山中無曆日,星期月份都失去意義。時間停止流動,樹影懶懶地搖晃,我窩在沙發裡,看一窩臨窗築巢的綠繡眼從剛剛孵化到羽足飛去,看大松鼠領小松鼠踩著細細的電纜線散步而過。

度過精神狀態最狂亂的前兩個月以後,慢慢地,心裡的時間也跟著停止流動了。於是我漸漸開始閱讀,然後寫了一本跟音樂有關的書。一年後離開時,心緒已然得到了清洗,復歸平靜。

復歸平靜,清洗過的靈性卻顯得過於慘白。古典的心好像就是這時候離開的。

失去古典的日子,表面上看起來也沒有什麼改變。聽到樂音響起,該知道的典故還是知道,演奏家的優劣照樣挑剔得出。甚者,仍然在演講場子上告訴人們古典音樂真是有多麼多麼好聽。

回想最初開始聽起古典音樂,實在只是高中生愛慕虛榮。看同學們都在聽流行歌,若得人問:在聽什麼?狠狠答一聲:「古典音樂」,該有多酷!

那一天還記得好清楚啊,升高三暑期輔導的下午自修時間,同學阿三在教室裡吆喝:「我要去光華商場,要不要幫你買什麼?」我稍一遲疑,想起前些日和好友若到國家音樂廳去聽柴可夫斯基的《胡桃鉗組曲》,若邊聽著台上的演奏,邊偷耳說,她最喜歡這裡弦樂上行亦復下行,說得我心情跟著上行亦復下行……於是對阿三答道:「那幫我買《胡桃鉗》的CD好了,要卡拉揚指揮的。」阿三複述:「要卡拉揚的,好。」於是那個我現在嫌棄得半死,當時卻是唯一知道名號的卡拉揚(Herbert von Karajan),成為我生平第一張古典音樂的收藏。

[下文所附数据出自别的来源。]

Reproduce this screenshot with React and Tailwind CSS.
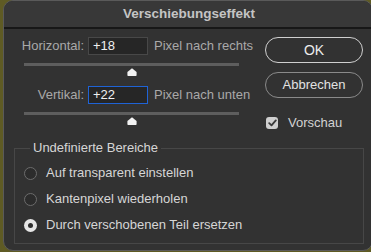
import React from 'react'

function Thumb({ offset }) {
  return (
    <svg width="10" height="8" viewBox="0 0 10 8" className="block mt-[2px]" style={{ marginLeft: offset }}>
      <path d="M5 0.3 L9.6 4 L9.6 7.2 Q9.6 8 8.8 8 L1.2 8 Q0.4 8 0.4 7.2 L0.4 4 Z" fill="#f2f2f2" />
    </svg>
  )
}

function Radio({ checked, label }) {
  return (
    <div className="flex items-center h-[26px] pl-[9px]">
      {checked ? (
        <span className="w-[13px] h-[13px] rounded-full bg-[#e6e6e6] flex items-center justify-center">
          <span className="w-[5px] h-[5px] rounded-full bg-[#2e2e2e]" />
        </span>
      ) : (
        <span className="w-[13px] h-[13px] rounded-full border border-[#6c6c6c] bg-[#2c2c2c]" />
      )}
      <span className="ml-[9px] text-[13px] text-[#d6d6d6] whitespace-nowrap">{label}</span>
    </div>
  )
}

export default function App() {
  return (
    <div className="w-[371px] h-[252px] bg-[#5f5b24] overflow-hidden font-['Liberation_Sans',Arial,sans-serif]">
      <div className="ml-[3px] w-[370px] h-[251px] bg-[#323232] border border-[#5a5a5a] rounded-[10px] overflow-hidden">
        {/* Title bar */}
        <div className="h-[28px] bg-[#383838] border-b-2 border-[#171717] flex items-center justify-center pl-[2px]">
          <span className="text-[13.5px] font-bold text-[#c4c4c4]">Verschiebungseffekt</span>
        </div>

        <div className="pl-[10px]">
          <div className="flex">
            {/* Left: offsets */}
            <div className="w-[251px] shrink-0">
              <div className="flex items-center h-[18px] mt-[8px] whitespace-nowrap">
                <span className="w-[70px] text-right text-[13px] text-[#a9a9a9]">Horizontal:</span>
                <span className="ml-[4px] w-[60px] h-[18px] bg-[#262626] border border-[#484848] text-[13px] text-[#f0f0f0] pl-[4px] leading-[16px]">+18</span>
                <span className="ml-[6px] text-[13px] text-[#a9a9a9]">Pixel nach rechts</span>
              </div>
              <div className="mt-[8px] ml-[10px] w-[215px] h-[3px] bg-[#5e5e5e]" />
              <Thumb offset={113} />

              <div className="flex items-center h-[18px] mt-[10px] whitespace-nowrap">
                <span className="w-[70px] text-right text-[13px] text-[#a9a9a9]">Vertikal:</span>
                <span className="ml-[4px] w-[60px] h-[18px] bg-[#262626] border border-[#1f63d6] text-[13px] text-[#f0f0f0] pl-[4px] leading-[16px]">+22</span>
                <span className="ml-[6px] text-[13px] text-[#a9a9a9]">Pixel nach unten</span>
              </div>
              <div className="mt-[8px] ml-[10px] w-[215px] h-[3px] bg-[#5e5e5e]" />
              <Thumb offset={113} />
            </div>

            {/* Right: buttons */}
            <div className="w-[98px] shrink-0">
              <button className="mt-[8px] w-[98px] h-[26px] rounded-full border-[1.5px] border-[#d0d0d0] text-[14px] text-[#ececec] flex items-center justify-center">
                OK
              </button>
              <button className="mt-[9px] w-[98px] h-[26px] rounded-full border border-[#8a8a8a] text-[13px] text-[#e2e2e2] flex items-center justify-center">
                Abbrechen
              </button>
              <div className="mt-[19px] ml-[1px] flex items-center h-[12px]">
                <span className="w-[12px] h-[12px] rounded-[3px] bg-[#cfcfcf] flex items-center justify-center">
                  <svg width="9" height="8" viewBox="0 0 9 8">
                    <path d="M1.2 4.2 L3.5 6.4 L7.8 1.4" fill="none" stroke="#3a3a3a" strokeWidth="1.8" strokeLinecap="round" strokeLinejoin="round" />
                  </svg>
                </span>
                <span className="ml-[10px] text-[13px] text-[#d2d2d2]">Vorschau</span>
              </div>
            </div>
          </div>

          {/* Undefined areas group */}
          <fieldset className="mt-[11px] w-[350px] h-[104px] border border-[#474747]">
            <legend className="ml-[15px] px-[3px] text-[13px] leading-[16px] text-[#d6d6d6]">Undefinierte Bereiche</legend>
            <div className="pt-[4px]">
              <Radio label="Auf transparent einstellen" />
              <Radio label="Kantenpixel wiederholen" />
              <Radio checked label="Durch verschobenen Teil ersetzen" />
            </div>
          </fieldset>
        </div>
      </div>
    </div>
  )
}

年輕人實在就該做些年輕人該做的事,像隔壁班的朱學恆破完勇者鬥惡龍之後,還不忘讀讀奇幻文學什麼的。自以為早熟者如我,勇者鬥惡龍打得卡關了,自己找不到關竅,又不屑照著攻略本按表操課(那有什麼玩頭?),索性關機聽古典音樂去,倒真聽出一些興趣來。

剛開始聽古典音樂的時候,專挑管弦樂作品來聽。編制越大,氣魄越壯的尤其愛。幾本入門書上都說,初聽古典音樂宜從獨奏曲和室內樂入手,由小品漸進,最後才聽交響樂。讀著還有些不得其解,合該我這自命不凡的傢伙天賦異秉,一入手就聽最難的?

交響樂是多難的東西啊,你看舞台上八十個人,操弄十八般樂器,要發出和諧的音響,還要幫作曲家說心裡的話。旋律節奏和聲、呈示發展再現,聽得越多,對作曲家越感敬畏。有些朋友聽交響樂,喜歡找尋一些顯明的主旨,命運田園悲愴復活等等,比較容易「聽懂」。我聽交響樂,卻常覺得很難有什麼主旨,那麼龐大複雜的音樂,只能是作者當下人生體悟的總和,或者說,是他生命歷程中的一個橫切片。

聽著聽著總慨嘆,是多麼巨大的煎熬,如何糾結的悲緒,才能令作曲家寫出這樣的作品?廚川白村說文藝就是苦悶的象徵,沈從文也說「多少文章就是多少委屈。」真箇是有偉大的痛苦方有偉大的藝術。

那時節,沒穿襯衫上街、衣服下擺不扎進褲腰,便覺渾身不自在。如今年近三十,卻好裝起可愛來。趁著運動服飾店開幕促銷,買了幾套中華隊、水手隊的T恤跟球帽,穿著到處炫耀,彷彿這樣便能陽光活力美少年。誰知青春的尾巴滑不留手,可愛裝不成,連古典也棄自己而去。交響樂好少再聽了,聽了共鳴也著實稀薄。

莫非我現在日子寧靜幸福,心境清澄剔透,所以對苦悶與委屈的象徵不再有所感懷?明明就不是啊。總歸是腦袋不再富於深思,只餘混沌渾噩,所以無法接受那麼龐大複雜的思緒交織了罷。

可每當輾轉難眠的夜裡,依然還是只有古典音樂能夠帶來救贖。或者是巴哈的《郭德堡變奏曲》,或者是馬勒四號交響曲的第三樂章,天堂門前的純美淨化。在夤夜反側,神明遊走於表潛意識的交界時,古典總還是推開一道詩意的小門,告訴自己靈性還沒死絕。

如果說大型管弦樂是作曲家在山巔上的狂情吶喊,那麼小品獨奏就是深夜裡的秉燭絮語。稍堪安慰的是,這幾年漸漸能聽一些小品獨奏,懂得靜下心去傾聽人家的私密心緒,這才該算開始長進了。

上次聽《胡桃鉗》是什麼時候?該不會是上個世紀吧。或許我該回到起點,重新種下一棵古典的芽。倘若內求不得,也或許,該學著古典離家出走一趟去。